O que é bom e ruim. Ruim, pois este projeto de poder fará de tudo para
permanecer saqueando o Estado; bom, porque os brasileiros romperam o feitiço de
mais de uma década e, finalmente, entenderam o mal representado pelo lulismo.
Na última
quinta-feira, era esperado que o PT reconhecesse os erros e apontasse para
alguma proposta de negociação, de diálogo com a oposição. E mais, que buscasse
apoio dos 71% de brasileiros que consideram o governo ruim ou péssimo. Não o
fez. Satanizou a oposição. Associou 1964 a 2015. Tachou a oposição de golpista.
Ironizou os protestos.
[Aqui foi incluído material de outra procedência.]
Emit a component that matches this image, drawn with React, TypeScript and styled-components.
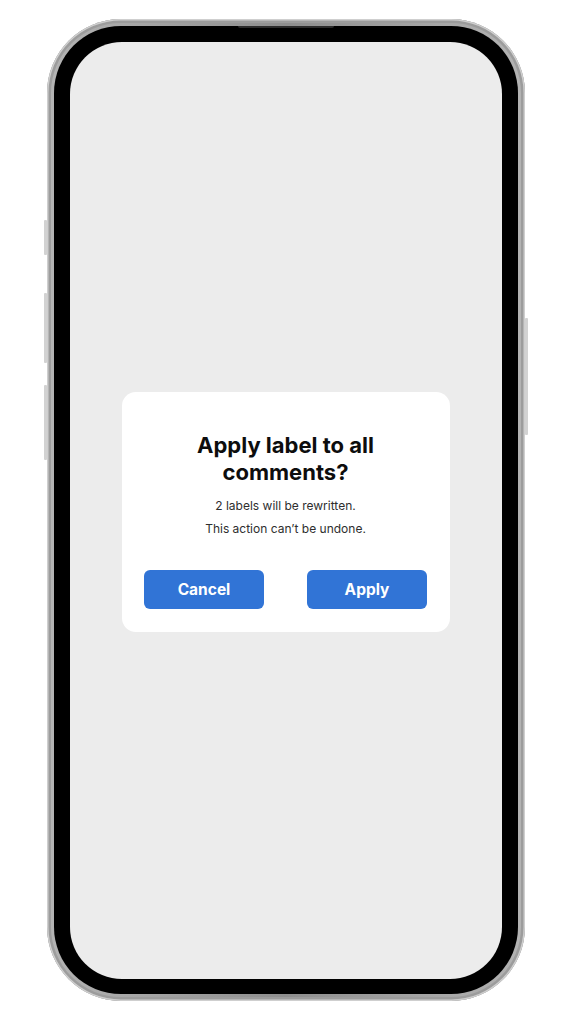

Conservou a política do conflito, do nós contra eles.
Isso quando estão isolados e sem nenhuma perspectiva, mesmo a curto prazo, de
que poderão reconstruir sua base política.
A
gravidade do momento e o autismo governamental obrigaram as oposições a se
mexer. A necessidade de encontrar uma rápida saída constitucional para a crise
é evidente. A sociedade civil pressiona. As manifestações do próximo dia 16 vão
elevar a temperatura política. Quanto mais tempo permanecer o impasse, pior
para o Brasil. Se 2015 já está perdido, corremos o sério risco de perdermos
2016 e 2017.
É
inegável que Lula e o PT já estão de mudança para o museu da história
brasileira. Mais precisamente para a ala dos horrores — que é vasta. Será
necessário reservar um espaço considerável. Afinal, nunca na nossa história um
projeto político foi tão nefasto como o do lulismo.